UK: Crossing over to Islamic banking

| Saturday, April 11, 2009
As the credit crunch has mutated inexorably into a recession, with bankers having eclipsed politicians, lawyers and even journalists as public enemy number one, the growing number of Islamic finance institutions in Britain might just be sitting pretty.

The UK now has five fully Sharia-compliant banks and another 17 financial institutions have set up special branches or firms. They include the Qatar Islamic Bank (QIB), with its London-based European Finance House in Berkeley Square, and the Islamic Bank of Britain, which has headquarters in Birmingham.

Both have answered Gordon Brown’s call of two years ago for Britain to become the global centre for international Islamic banking; a report by the International Financial Services London even says that Britain’s Islamic banking sector is now bigger than that of Pakistan.

Islamic banks, says Steven Amos, the Islamic Bank of Britain’s head of marketing, are prospering. “Our core business will always be Muslims but the numbers of non-Muslims are really picking up. We’ve had massive interest — and that’s down to a number of reasons, all of which have kept us insulated from the credit crunch.”

He alludes to the nuances of Islamic banking — specifically that Islamic finance has to be Sharia, or Islamic law, compliant. Sharia is taken from the Koran, one of whose central tenets — that money has no intrinsic value — might sound alien to the denizens of the City.

One British businessman believes that adopting Sharia principles might be just what the West needs.Roger Smee, a former professional footballer and now businessman, says the West has “lost the plot. All we have as a success guide is a number of rich lists. Instead of looking down on what we are quick to reject as cumbersome legal restrictions, we should take a page out of the Middle East’s book and use the principles of Sharia to begin building real and sustainable economies.”

Smee, who divides his time between the US, Europe and the Middle East on his real estate and office interiors business, realised six years ago that a financial time bomb was ticking. I was offered a controlling stake in a new US mortgage business. The company was involved in the refinancing of huge numbers of house mortgages, lending at 125 per cent of an already overinflated property value to people who obviously did not have the funds to maintain payments. As we now know, these loans were then packaged up and sold on, earning the mortgage business a 7 per cent fee on each transaction. But the underlying finances were totally flawed.”

Smee’s disenchantment with “watching the world of Western finance become a casino” led him to concentrate many of his activities in Doha, Qatar. There he found Sharia principles to be “based on a deep sense of partnership, with your bank or other investors”.

Two factors help to explain his enthusiasm. Under Sharia, the charging or paying of interest is prohibited, something that, he says, has left the Islamic banks and their customers largely unscathed by the credit crisis. “Islamic banks do not borrow or lend on money markets, so they are not experiencing any of the same liquidity problems besetting UK banks.”

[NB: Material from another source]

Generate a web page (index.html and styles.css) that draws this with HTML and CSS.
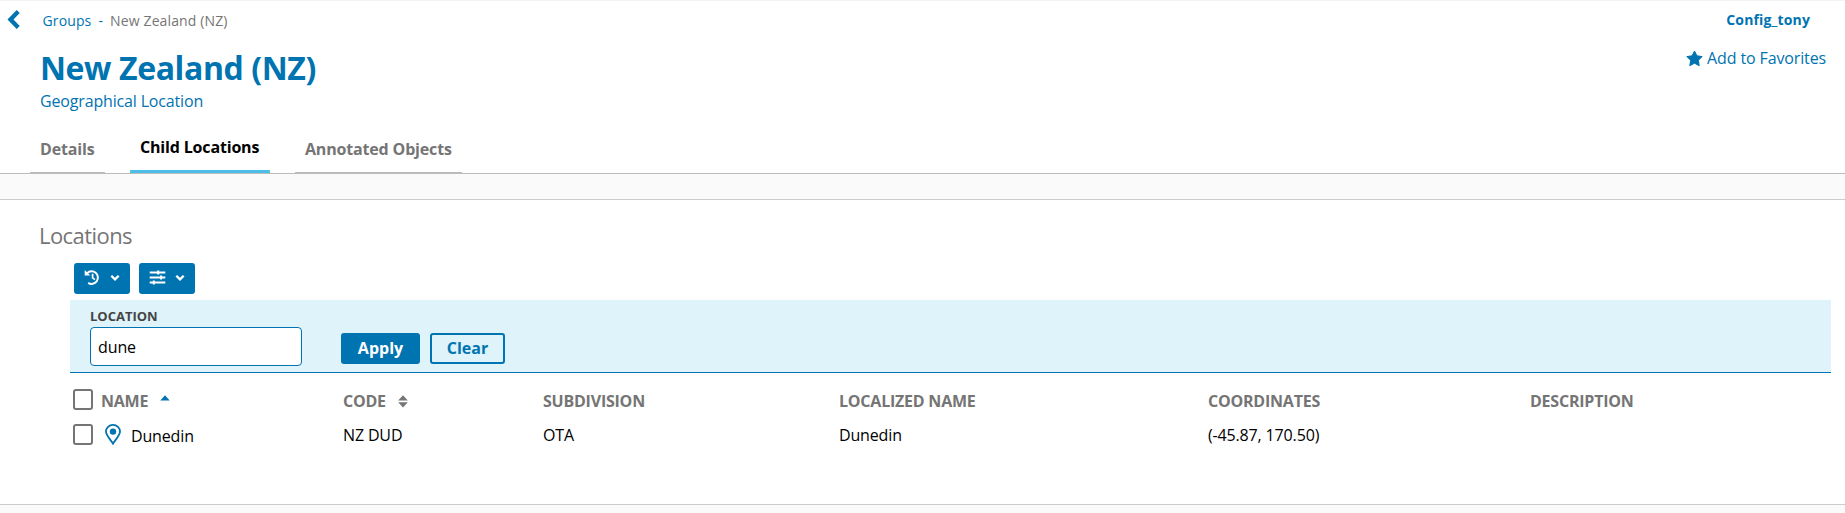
FILE: index.html
```html
<!DOCTYPE html>
<html lang="en">
<head>
<meta charset="utf-8">
<title>New Zealand (NZ)</title>
<link rel="stylesheet" href="styles.css">
</head>
<body>
<header class="page-header">
  <div class="topbar">
    <a class="back" aria-label="Back"><svg width="13" height="21" viewBox="0 0 13 21"><path d="M11.200 2.600 3.500 10.500l7.700 7.900" fill="none" stroke="currentColor" stroke-width="4.300"/></svg></a>
    <nav class="crumbs"><a>Groups</a><span class="dash">-</span><span class="current">New Zealand (NZ)</span></nav>
    <a class="user">Config_tony</a>
  </div>
  <div class="heading">
    <div>
      <h1 class="title">New Zealand (NZ)</h1>
      <div class="subtitle">Geographical Location</div>
    </div>
    <a class="favorite"><svg width="17" height="17" viewBox="0 0 17 17"><path d="M8.500 1 10.900 5.800 16.100 6.600 12.400 10.300 13.200 15.700 8.500 13.200 3.800 15.700 4.600 10.300 .9 6.600 6.100 5.800Z" fill="currentColor" stroke="currentColor" stroke-width="1" stroke-linejoin="round"/></svg>Add to Favorites</a>
  </div>
  <nav class="tabs">
    <a class="tab details">Details</a>
    <a class="tab children active">Child Locations</a>
    <a class="tab annotated">Annotated Objects</a>
  </nav>
</header>
<main class="panel">
  <h2 class="section-title">Locations</h2>
  <div class="toolbar">
    <button class="tool" aria-label="History"><svg width="17" height="17" viewBox="0 0 17 17"><path d="M3.100 4.200A6.300 6.300 0 1 1 4.200 13.900" fill="none" stroke="currentColor" stroke-width="2"/><path d="M.7 1v5.600h5.600Z" fill="currentColor"/><path d="M8.600 4.800v4l2.300 1.800" fill="none" stroke="currentColor" stroke-width="1.700"/></svg><svg class="chevron" width="10" height="8" viewBox="0 0 10 8"><path d="m1.300 1.700 3.700 3.600 3.700-3.600" fill="none" stroke="currentColor" stroke-width="2.300"/></svg></button>
    <button class="tool" aria-label="Filters"><svg width="17" height="17" viewBox="0 0 17 17"><path d="M.7 3.500h15.600M.7 8.500h15.600M.7 13.500h15.600" stroke="currentColor" stroke-width="1.800"/><path d="M9.200 1.600v3.800M12.100 6.600v3.800M4.800 11.600v3.800" stroke="currentColor" stroke-width="2"/></svg><svg class="chevron" width="10" height="8" viewBox="0 0 10 8"><path d="m1.300 1.700 3.700 3.600 3.700-3.600" fill="none" stroke="currentColor" stroke-width="2.300"/></svg></button>
  </div>
  <form class="filter">
    <div class="field">
      <label class="label" for="loc">LOCATION</label>
      <input class="input" id="loc" type="text" value="dune">
    </div>
    <button class="btn apply" type="button">Apply</button>
    <button class="btn clear" type="button">Clear</button>
  </form>
  <div class="table">
    <div class="row head">
      <div class="cell name"><span class="check"></span><span>NAME</span><svg class="asc" width="10" height="6" viewBox="0 0 10 6"><path d="M.3 5.500 5 .2l4.700 5.300Z" fill="currentColor"/></svg></div>
      <div class="cell">CODE<svg class="sort" width="10" height="13" viewBox="0 0 10 13"><path d="M.2 5.600 5 .2l4.800 5.400ZM.2 7.200h9.600L5 12.600Z" fill="currentColor"/></svg></div>
      <div class="cell">SUBDIVISION</div>
      <div class="cell">LOCALIZED NAME</div>
      <div class="cell">COORDINATES</div>
      <div class="cell">DESCRIPTION</div>
    </div>
    <div class="row">
      <div class="cell name"><span class="check"></span><svg class="pin" width="16" height="21" viewBox="0 0 16 21"><path d="M8 19.700C6.500 16.700 1 11.800 1 7.600a7 6.700 0 0 1 14 0c0 4.200-5.500 9.100-7 12.100Z" fill="none" stroke="currentColor" stroke-width="1.800"/><circle cx="8" cy="7.600" r="3.200" fill="currentColor"/></svg><span class="place">Dunedin</span></div>
      <div class="cell">NZ DUD</div>
      <div class="cell">OTA</div>
      <div class="cell">Dunedin</div>
      <div class="cell">(-45.87, 170.50)</div>
      <div class="cell"></div>
    </div>
  </div>
</main>
</body>
</html>
```
FILE: styles.css
```css
* { box-sizing: border-box; }
body {
  margin: 0;
  height: 513px;
  overflow: hidden;
  background: #fafafa;
  color: #000;
  font: 16px/22px "Open Sans", sans-serif;
}
h1, h2 { margin: 0; }
svg { display: block; flex: none; }
button { font: inherit; border: 0; margin: 0; padding: 0; }

.page-header {
  height: 174px;
  background: #fff;
  border-top: 1px solid #f3f3f3;
  border-bottom: 1px solid #bbb;
  color: #0073b1;
}
.topbar { display: flex; height: 45px; padding: 8px 35px 0 7px; }
.back { width: 35.5px; }
.crumbs { display: flex; font-size: 14px; line-height: 20px; padding-top: 2px; letter-spacing: .13px; }
.dash { margin: 0 7px; }
.current { color: #757575; }
.user { margin-left: auto; font-size: 14px; font-weight: 700; line-height: 20px; padding-top: 1px; letter-spacing: .15px; }
.heading { display: flex; justify-content: space-between; height: 86px; padding: 0 19px 0 40px; }
.title { font-size: 32px; line-height: 44px; font-weight: 700; letter-spacing: -.4px; }
.subtitle { line-height: 22px; letter-spacing: -.16px; }
.favorite { display: flex; gap: 4px; height: 22px; margin-top: 1px; letter-spacing: -.13px; }
.favorite svg { margin-top: 3px; }
.tabs { display: flex; align-items: flex-start; gap: 25px; padding-left: 30px; height: 41px; }
.tab {
  height: 41px;
  padding: 6px 10px 0;
  border-bottom: 1px solid #bbb;
  font-weight: 700;
  letter-spacing: -.17px;
  white-space: nowrap;
  color: #757575;
}
.details { width: 75px; }
.children { width: 140px; }
.annotated { width: 167px; }
.tab.active { padding-top: 4px; border-bottom: 3px solid #4dbde9; color: #000; }

.panel {
  height: 306px;
  margin-top: 25px;
  padding: 20px 14px 0 70px;
  background: #fff;
  border-top: 1px solid #ccc;
  border-bottom: 1px solid #ccc;
}
.section-title { margin-left: -31px; font-size: 22px; line-height: 30px; font-weight: 400; letter-spacing: -.56px; color: #757575; }
.toolbar { display: flex; gap: 9px; padding: 13px 4px 6px; }
.tool {
  display: flex;
  gap: 9px;
  width: 56px;
  height: 31px;
  padding: 6px 0 0 10px;
  border-radius: 3px;
  background: #0073b1;
  color: #fff;
}
.chevron { margin-top: 5px; }
.filter {
  display: flex;
  height: 73px;
  padding-left: 20px;
  background: #dff3fb;
  border-bottom: 1px solid #0073b1;
}
.field { width: 212px; margin-right: 39px; padding-top: 7px; }
.label { display: block; height: 20px; font-size: 13px; line-height: 18px; font-weight: 700; color: #444; }
.input {
  display: block;
  width: 212px;
  height: 39px;
  padding: 0 7px;
  border: 1px solid #0073b1;
  border-radius: 4px;
  background: #fff;
  font: inherit;
  letter-spacing: -.1px;
  color: #000;
}
.btn { height: 31px; margin-top: 33px; padding-bottom: 2px; border-radius: 3px; font-weight: 700; }
.apply { width: 79px; margin-right: 10px; background: #0073b1; color: #fff; }
.clear { width: 75px; border: 2px solid #0073b1; background: transparent; color: #0073b1; }

.table { padding-top: 16px; }
.row { display: grid; grid-template-columns: 273px 200px 296px 369px 322px 1fr; height: 35px; letter-spacing: -.15px; }
.head { color: #757575; font-weight: 700; letter-spacing: -.22px; }
.cell { display: flex; }
.head .cell { padding-top: 1px; }
.name, .head .name { padding: 0 0 0 3px; }
.check { width: 20px; height: 21px; margin-right: 8px; border: 2px solid #757575; border-radius: 3px; background: #fff; }
.head .check + span { padding-top: 1px; }
.asc { margin: 6px 0 0 12px; color: #0073b1; }
.sort { margin: 5px 0 0 12px; }
.pin { margin-left: 4px; color: #0073b1; }
.place { margin-left: 10px; padding-top: 1px; }
```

Sharia also only allows investment or trade in a tangible, visible asset. Hamid Yunis, the head of the law firm Taylor Wessing’s Islamic finance practice, confirms that while Sharia can permit certain futures and options structures, such as the salaam [sale contract with a deferred delivery] and arboun [sale contract with a non refundable deposit], it prohibits convoluted derivative products. “An asset has to be visible. If you can’t see it, it’s unlikely to be Sharia-compliant.”

Neill Gibson, a partner in Trowers & Hamlins who works on many Islamic finance matters, sympathises with Smee’s belief that Sharia principles might have helped to insulate conventional markets from their current turmoil. “Sharia prohibits investment in anything that can be seen as speculative,” he says. “Because interest is also forbidden, clients can’t burden themselves with highly leveraged interest-bearing debt.” However, Sharia-compliant instruments, such as a murabaha [deferred sale financing], operate, in effect, as a loan.

Gibson says that Islamic finance wouldn’t have touched the sub-prime markets “but it won’t have been protected from other badly hit sectors, such as real estate”.

Hamid Yunis says there should be a return to “back to basics” banking across the board, rather than merely among Islamic banks. “Banks are much more risk averse in the current climate,” he says.

Perhaps it is this, as much as Sharia’s theological strictures, which banking needs. Or, as Elliot Caldwell, chief executive of Colliers Capital and an expert in property investment fund management, says: “If it was an unsustainable business in the first place, it doesn’t matter what means — conventional, Islamic or something altogether different — you used to invest. In the current climate, the chances are that you’d still be feeling pretty uncomfortable.”